After Moses had left Egypt and gone up onto the mountain, God told him to unfasten his sandals from his feet. This is another of God’s mysteries. He was to rid himself of the leather footwear through which sin acts and which separated him from the holy ground. He was no longer to live in sin and in the flesh, and life which was opposed to God was to be abandoned and killed off. As Saint Paul puts it, the flesh is to be crucified together with the passions and desires.

Since it’s not possible for us to be entirely free of the wicked passions and for the world of sin not to act upon us collectively, unless we rise to the level of contemplation of God, the mystery of God is contemplation of the kind which crucifies to the world those who deserve it. Thus, in the case of Moses, this vision of the flaming but not burning bush was the mystery of the Cross, greater and more perfect than the mystery at the time of Abraham. So was Moses initiated into the mystery of the Cross, but Abraham not?

Abraham was granted the most wonderful vision when he saw the three Persons of God at the Oak of Mamre (Gen. 18, 1), and the mystery of the Cross was active in him when he sacrificed his son, Isaac. Isaac himself was a model of Him Who was nailed to the Cross, because he was obedient to his father unto death, as was Christ. And the ram which was given to Abraham to sacrifice on our behalf, as well as the plant to which it was tied, also contained the mystery of the model of the Cross, which is why it was called ‘Selichah’, the tree of forgiveness, just as the Cross is called the tree of salvation.

The mystery and model of the Cross also acted in Jacob, Isaac’s son, because he increased his flock with wood and water. The wood prefigured the wood of the Cross, while the water foreshadowed holy baptism, which also contains within it the mystery of the Cross. When Jacob prostrated himself at the end of his staff and when he blessed his grandsons (Gen. 48, 9-20), these actions prefigured the Cross even more clearly.

In the same way as the mystery of the Cross acted in Abraham and as his son, Isaac, was a model of Him Who was later crucified, so, too, the mystery of the Cross informed the whole of Jacob’s life, and his son, Joseph, was a model of the Divine Word and His later sufferings. Because he, too, was led to the slaughter through envy and, indeed, by his kinsmen after the flesh. He wasn’t actually slaughtered, just as Isaac hadn’t been, but this is nothing to wonder at, because they were not the truth, but models of the future truth. Slaughter prefigured Christ’s suffering in the flesh, while the avoidance of passion foreshadowed the impassivity of the Godhead.

Let us return to Moses, who was himself saved with wood and water, when he was exposed in a basket on the waters of the Nile. (As we’ve said, wood and water prefigure the Cross and baptism).

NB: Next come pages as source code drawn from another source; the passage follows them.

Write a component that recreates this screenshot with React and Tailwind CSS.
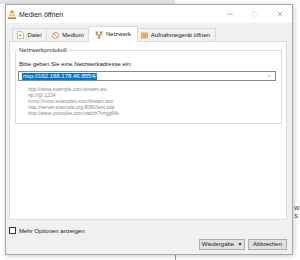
import { Minus, Square, X, ChevronDown } from "lucide-react";

const examples = [
  "http://www.example.com/stream.avi",
  "rtp://@:1234",
  "mms://mms.examples.com/stream.asx",
  "rtsp://server.example.org:8080/test.sdp",
  "http://www.yourtube.com/watch?v=gg64x",
];

function VlcIcon() {
  return (
    <svg width="8" height="9" viewBox="0 0 16 18">
      <path d="M6 1h4l5 14H1z" fill="#f08a00" />
      <path d="M5 6h6l1 3H4z" fill="#fff" />
      <path d="M3 11h10l1 3H2z" fill="#fff" />
      <rect x="0" y="15" width="16" height="3" rx="1" fill="#e07800" />
    </svg>
  );
}

function FileIcon() {
  return (
    <svg width="7" height="8" viewBox="0 0 14 16">
      <path d="M1 1h8l4 4v10H1z" fill="#fff" stroke="#9a9a9a" strokeWidth="1.2" />
      <path d="M5 6l5 3-5 3z" fill="#f08a00" />
    </svg>
  );
}

function DiscIcon() {
  return (
    <svg width="7" height="7" viewBox="0 0 14 14">
      <circle cx="7" cy="7" r="6" fill="#fff" stroke="#c87a2a" strokeWidth="1.5" />
      <path d="M3 4l8 6" stroke="#e08a30" strokeWidth="2" />
    </svg>
  );
}

function NetIcon() {
  return (
    <svg width="8" height="8" viewBox="0 0 16 16">
      <rect x="1" y="1" width="5" height="4" fill="#d9822b" />
      <rect x="10" y="1" width="5" height="4" fill="#d9822b" />
      <path d="M3.5 5v3h9V5M8 8v4" stroke="#8a5a20" strokeWidth="1.6" fill="none" />
      <rect x="5" y="12" width="6" height="3" fill="#d9822b" />
    </svg>
  );
}

function CaptureIcon() {
  return (
    <svg width="7" height="7" viewBox="0 0 14 14">
      <rect x="1" y="2" width="12" height="10" fill="#f5c26b" stroke="#c8862a" strokeWidth="1.2" />
      <rect x="4" y="5" width="6" height="4" fill="#e8952f" />
    </svg>
  );
}

export default function App() {
  const tabs = [
    { label: "Datei", icon: <FileIcon />, w: "w-[35px]" },
    { label: "Medium", icon: <DiscIcon />, w: "w-[43px]" },
    { label: "Netzwerk", icon: <NetIcon />, w: "w-[50px]", active: true },
    { label: "Aufnahmegerät öffnen", icon: <CaptureIcon />, w: "w-[80px]" },
  ];

  return (
    <div className="relative w-[300px] h-[260px] overflow-hidden bg-white font-['Liberation_Sans',Arial,sans-serif] text-[#1a1a1a]">
      {/* desktop behind the dialog */}
      <div className="absolute left-0 top-0 w-[175px] h-[4px] bg-[#e4e4e4]" />
      <div className="absolute left-[175px] top-[255px] w-px h-[5px] bg-[#9a9a9a]" />
      <div className="absolute left-[294px] top-[204px] text-[6px] leading-[8px] text-[#333]">W<br />S</div>

      {/* dialog window */}
      <div className="absolute left-[5px] top-[4px] w-[288px] h-[251px] flex flex-col border border-[#a8a8a8] bg-[#f0f0f0] shadow-[1px_1px_5px_rgba(0,0,0,0.22)]">
        <div className="h-[18px] flex items-center bg-white">
          <div className="ml-[2px] flex items-center"><VlcIcon /></div>
          <span className="ml-[3px] text-[7px] leading-none">Medien öffnen</span>
          <div className="ml-auto flex items-center text-[#333]">
            <div className="w-[25px] flex justify-center"><Minus size={8} strokeWidth={1.2} /></div>
            <div className="w-[25px] flex justify-center"><Square size={6} strokeWidth={1.2} className="text-[#bbb]" /></div>
            <div className="w-[25px] flex justify-center"><X size={8} strokeWidth={1.2} /></div>
          </div>
        </div>

        <div className="flex-1 flex flex-col pl-[3px] pr-[5px] pt-[5px]">
          <div className="flex items-end h-[13px] pl-[3px]">
            {tabs.map((t) =>
              t.active ? (
                <div key={t.label} className={`relative z-10 -mx-[2px] -mb-px h-[16px] ${t.w} flex items-center justify-center gap-[3px] border border-b-0 border-[#d9d9d9] bg-white text-[6px]`}>
                  {t.icon}
                  <span>{t.label}</span>
                </div>
              ) : (
                <div key={t.label} className={`h-[13px] ${t.w} flex items-center justify-center gap-[3px] border border-b-0 border-l-0 first:border-l border-[#d9d9d9] bg-[#f0f0f0] text-[6px]`}>
                  {t.icon}
                  <span>{t.label}</span>
                </div>
              )
            )}
          </div>

          <div className="h-[179px] border border-[#d9d9d9] bg-white pt-[8px] pl-[5px] pr-[4px]">
            <div className="relative h-[74px] border border-[#dcdcdc] px-[2px] pt-[9px]">
              <span className="absolute left-[2px] -top-[4px] bg-white px-[1px] text-[6px] leading-[7px] text-[#333]">Netzwerkprotokoll</span>
              <div className="pl-[1px] text-[6px] leading-[8px]">Bitte geben Sie eine Netzwerkadresse ein:</div>
              <div className="mt-[3px] mr-[3px] h-[10px] flex items-center border border-[#8a8a8a] bg-white pl-[3px] pr-[3px]">
                <span className="bg-[#0078d7] px-[1px] text-[6px] leading-[7px] text-white">rtsp://192.168.178.46:8554/</span>
                <ChevronDown size={6} strokeWidth={1.5} className="ml-auto text-[#555]" />
              </div>
              <div className="mt-[5px] pl-[10px] text-[5px] leading-[6px] text-[#8a8a8a]">
                {examples.map((e) => (
                  <div key={e}>{e}</div>
                ))}
              </div>
            </div>
          </div>

          <div className="mt-[7px] flex items-center">
            <div className="w-[7px] h-[7px] border border-[#333] bg-white" />
            <span className="ml-[3px] text-[6px] leading-none">Mehr Optionen anzeigen</span>
          </div>

          <div className="mt-[5px] flex justify-end gap-[3px]">
            <div className="h-[11px] w-[46px] flex items-center border border-[#adadad] bg-[#e1e1e1] text-[6px]">
              <span className="flex-1 text-center">Wiedergabe</span>
              <span className="w-[8px] flex justify-center text-[5px]">▼</span>
            </div>
            <div className="h-[11px] w-[39px] flex items-center justify-center border border-[#adadad] bg-[#e1e1e1] text-[6px]">
              Abbrechen
            </div>
          </div>
        </div>
      </div>
    </div>
  );
}
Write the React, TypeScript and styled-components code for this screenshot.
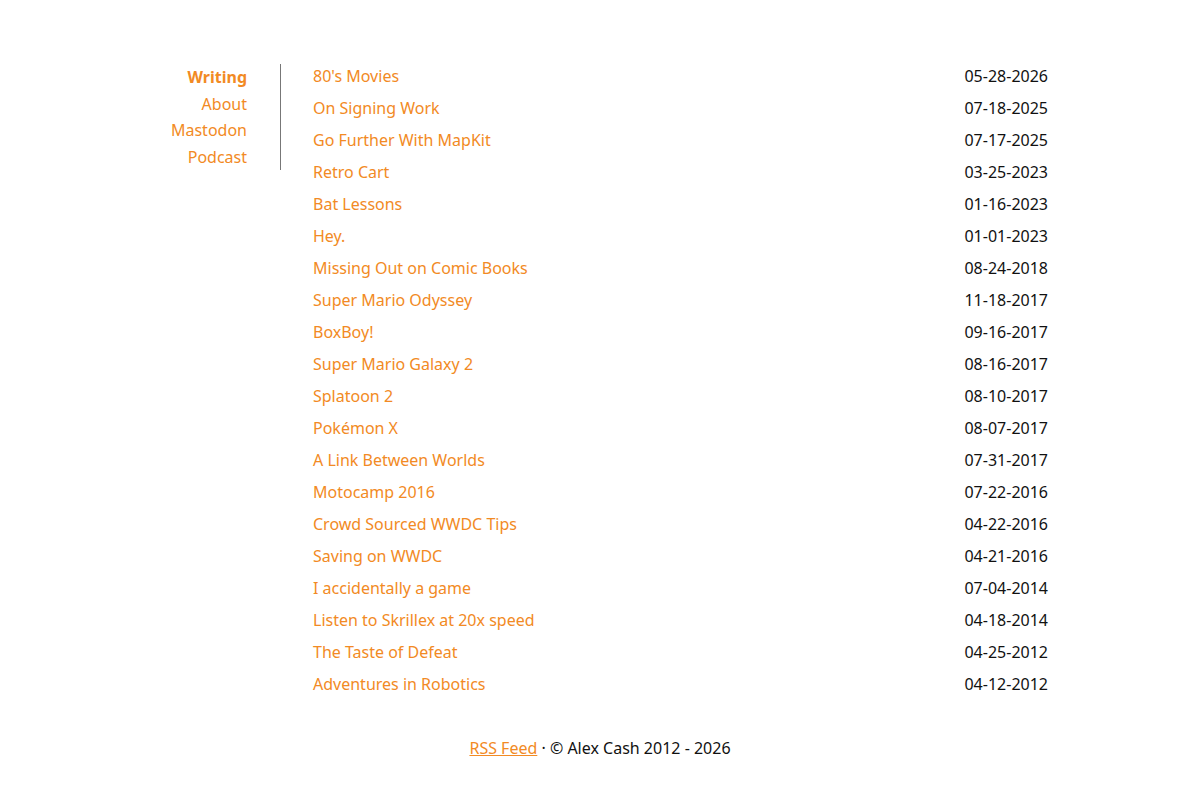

But Moses went further in foreshadowing most clearly the model and even the shape of the Cross and our salvation through it. Because when he stood with the rod and crossed his hands over it, he routed the enemy (Ex. 17, 8). Moreover, when he placed the bronze serpent lengthwise on a standard, raising it as a model of the Cross, he told those Jews who’d been bitten by snakes to look at it and they would be cured of their snake bites.

There’s no time to explain how the mystery of the Cross acted in so many other people, such as Joshua and the judges and prophets who came after him, David and those came later, who cut off rivers, stopped the sun, destroyed the cities of the impious, were victorious in war, avoided death by the sword, or fire or lions, chastised kings, raised the dead, caused droughts and then, when they wanted, brought rain, and all the other things mentioned by Saint Paul regarding faith in the Cross, in particular, which for us who are saved is the power of God, but foolishness for those who are lost.